(NEW YORK) -- Several wildfires are continuing to wreak havoc on landscapes all over the Western U.S. despite winds that have lowered the chances of rapid spread.
Most of the fires are burning in Texas, New Mexico and Arizona, regions plagued with dangerous fire conditions, which have allowed the wildfires to explode as soon as they sparked.
In New Mexico, the Calf Canyon Fire and the Hermits Peak Fire merged, burning through more than 54,000 acres east of Santa Fe by Monday morning, officials said. That inferno is only 13% contained and has prompted widespread evacuations in the area.
The Cooks Peak Fire in northern New Mexico is the largest at nearly 52,000 acres and is 9% contained, according to officials.
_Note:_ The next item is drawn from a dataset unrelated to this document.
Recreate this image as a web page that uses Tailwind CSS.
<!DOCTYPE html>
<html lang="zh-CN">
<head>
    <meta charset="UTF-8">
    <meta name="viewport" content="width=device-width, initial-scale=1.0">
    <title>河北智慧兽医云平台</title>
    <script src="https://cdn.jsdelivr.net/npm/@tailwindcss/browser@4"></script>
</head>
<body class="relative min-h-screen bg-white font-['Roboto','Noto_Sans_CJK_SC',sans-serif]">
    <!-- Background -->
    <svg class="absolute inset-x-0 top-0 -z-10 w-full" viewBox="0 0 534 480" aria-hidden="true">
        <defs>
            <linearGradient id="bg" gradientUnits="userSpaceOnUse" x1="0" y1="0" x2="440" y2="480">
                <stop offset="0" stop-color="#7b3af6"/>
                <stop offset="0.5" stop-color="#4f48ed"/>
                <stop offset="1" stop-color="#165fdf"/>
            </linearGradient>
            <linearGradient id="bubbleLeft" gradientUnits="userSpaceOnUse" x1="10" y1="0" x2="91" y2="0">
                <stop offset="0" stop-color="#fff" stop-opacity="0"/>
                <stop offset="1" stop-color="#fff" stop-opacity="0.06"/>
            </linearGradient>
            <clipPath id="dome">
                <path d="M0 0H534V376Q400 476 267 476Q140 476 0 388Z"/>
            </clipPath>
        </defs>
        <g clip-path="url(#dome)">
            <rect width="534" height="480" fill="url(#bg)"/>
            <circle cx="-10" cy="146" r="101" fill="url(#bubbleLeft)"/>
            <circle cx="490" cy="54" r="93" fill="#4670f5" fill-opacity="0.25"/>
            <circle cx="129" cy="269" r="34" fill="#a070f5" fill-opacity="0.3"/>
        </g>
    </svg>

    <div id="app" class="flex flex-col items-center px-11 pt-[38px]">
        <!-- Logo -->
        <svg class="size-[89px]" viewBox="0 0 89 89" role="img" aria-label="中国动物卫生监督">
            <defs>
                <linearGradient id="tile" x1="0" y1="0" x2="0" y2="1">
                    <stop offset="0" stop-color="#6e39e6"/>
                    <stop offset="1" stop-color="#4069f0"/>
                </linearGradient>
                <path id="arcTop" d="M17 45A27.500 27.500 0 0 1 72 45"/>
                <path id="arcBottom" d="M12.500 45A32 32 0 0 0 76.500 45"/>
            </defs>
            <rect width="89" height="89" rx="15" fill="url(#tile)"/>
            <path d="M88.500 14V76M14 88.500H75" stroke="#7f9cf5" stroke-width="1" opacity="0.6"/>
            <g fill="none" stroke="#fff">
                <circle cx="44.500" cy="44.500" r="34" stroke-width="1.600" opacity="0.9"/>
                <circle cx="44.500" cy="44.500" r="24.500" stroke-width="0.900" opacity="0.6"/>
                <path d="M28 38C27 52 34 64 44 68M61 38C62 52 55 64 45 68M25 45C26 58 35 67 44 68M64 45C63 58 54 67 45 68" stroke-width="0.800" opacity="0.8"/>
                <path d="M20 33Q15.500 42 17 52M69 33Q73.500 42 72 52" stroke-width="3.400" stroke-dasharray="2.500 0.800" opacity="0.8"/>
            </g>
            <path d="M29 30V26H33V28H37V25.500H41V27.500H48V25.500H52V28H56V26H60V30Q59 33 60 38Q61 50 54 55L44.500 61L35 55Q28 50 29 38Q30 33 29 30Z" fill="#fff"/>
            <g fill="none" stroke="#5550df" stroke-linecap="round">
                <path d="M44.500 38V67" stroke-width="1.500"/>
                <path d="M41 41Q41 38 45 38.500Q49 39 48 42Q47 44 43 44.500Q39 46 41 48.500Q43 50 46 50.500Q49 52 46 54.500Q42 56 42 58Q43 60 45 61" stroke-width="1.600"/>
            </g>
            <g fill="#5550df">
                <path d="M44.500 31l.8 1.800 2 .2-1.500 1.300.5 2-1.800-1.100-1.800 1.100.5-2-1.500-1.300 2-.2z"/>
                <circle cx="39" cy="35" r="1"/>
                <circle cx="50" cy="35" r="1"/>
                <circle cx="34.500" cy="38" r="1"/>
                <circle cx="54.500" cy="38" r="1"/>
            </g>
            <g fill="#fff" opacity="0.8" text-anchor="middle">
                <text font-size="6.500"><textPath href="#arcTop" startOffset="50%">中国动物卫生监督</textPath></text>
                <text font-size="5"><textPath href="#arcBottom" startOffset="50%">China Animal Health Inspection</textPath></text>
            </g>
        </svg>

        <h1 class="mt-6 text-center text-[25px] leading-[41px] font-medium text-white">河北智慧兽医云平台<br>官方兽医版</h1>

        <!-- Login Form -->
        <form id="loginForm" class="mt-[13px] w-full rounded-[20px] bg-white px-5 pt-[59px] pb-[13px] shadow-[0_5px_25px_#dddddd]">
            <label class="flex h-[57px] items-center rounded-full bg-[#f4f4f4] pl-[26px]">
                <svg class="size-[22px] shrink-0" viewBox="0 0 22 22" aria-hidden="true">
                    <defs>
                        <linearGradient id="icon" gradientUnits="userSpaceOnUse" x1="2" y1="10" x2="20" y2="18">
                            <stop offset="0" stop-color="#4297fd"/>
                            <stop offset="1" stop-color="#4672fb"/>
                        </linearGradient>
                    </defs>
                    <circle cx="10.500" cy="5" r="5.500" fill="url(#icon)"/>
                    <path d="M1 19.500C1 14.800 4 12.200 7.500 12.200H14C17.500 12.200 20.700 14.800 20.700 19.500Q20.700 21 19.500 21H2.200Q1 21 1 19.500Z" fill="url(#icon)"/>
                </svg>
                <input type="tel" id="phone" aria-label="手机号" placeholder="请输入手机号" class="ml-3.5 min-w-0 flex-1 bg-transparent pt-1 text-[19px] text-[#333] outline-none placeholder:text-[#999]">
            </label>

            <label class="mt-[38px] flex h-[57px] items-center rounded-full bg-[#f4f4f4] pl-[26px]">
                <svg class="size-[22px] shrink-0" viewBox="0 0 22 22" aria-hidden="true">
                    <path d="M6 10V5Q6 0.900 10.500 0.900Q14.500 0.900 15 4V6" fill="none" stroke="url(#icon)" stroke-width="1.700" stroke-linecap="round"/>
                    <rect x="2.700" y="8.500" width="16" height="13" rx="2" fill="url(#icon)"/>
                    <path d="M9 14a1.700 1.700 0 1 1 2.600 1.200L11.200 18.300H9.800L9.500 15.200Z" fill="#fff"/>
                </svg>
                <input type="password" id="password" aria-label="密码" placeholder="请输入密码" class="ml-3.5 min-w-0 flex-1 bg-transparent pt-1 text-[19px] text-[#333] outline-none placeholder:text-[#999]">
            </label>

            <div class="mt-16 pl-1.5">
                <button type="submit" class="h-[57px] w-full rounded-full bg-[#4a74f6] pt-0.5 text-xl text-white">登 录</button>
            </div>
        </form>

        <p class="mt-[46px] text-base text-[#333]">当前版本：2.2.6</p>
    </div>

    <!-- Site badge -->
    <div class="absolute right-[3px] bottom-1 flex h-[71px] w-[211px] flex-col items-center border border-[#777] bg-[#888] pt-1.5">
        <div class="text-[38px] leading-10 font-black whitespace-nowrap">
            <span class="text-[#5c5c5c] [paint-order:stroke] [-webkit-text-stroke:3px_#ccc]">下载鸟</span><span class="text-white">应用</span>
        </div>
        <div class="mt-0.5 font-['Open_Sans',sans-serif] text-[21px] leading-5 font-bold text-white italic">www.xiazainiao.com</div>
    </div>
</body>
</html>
While evacuations have been lifted for the Tunnel Fire in Coconino County, it is still only 15% contained and had scorched more than 21,000 acres since it sparked on April 17.
The Crooks Fire, which has burned through nearly 4,000 acres south of Prescott, Arizona, is 22% contained, according to fire officials.
In Nebraska, one person was killed in Red Willow County and three firefighters were injured while attempting to mitigate fires spreading across 12 counties, according to the state's emergency management agency. Earlier this month, an elderly couple was killed in their Ruidoso, New Mexico, home after they did not evacuate from the McBride Fire in time.
Dangerous fire conditions persisted throughout the region over several days last week.
While less wind and cooler weather should slow the spread of the fire, persistent drought conditions in the area has left the region bone dry, allowing the fire to spread through thirsty brush on the ground.
However, relative humidity remains in the single digits in some areas, and fire weather watches will resume on Tuesday due to gusty winds.
Arizona Gov. Doug Ducey and New Mexico Gov. Michelle Lujan Grisham have both declared a state of emergency due to severe wildfire activity.
Many places in the West have been experiencing drought conditions for three consecutive years without any significant recovery in sight, according to the National Oceanic and Atmospheric Administration.
Megadrought conditions in the West are expected to intensify and expand east, which will worsen the likelihood of megafires in the region, officials say.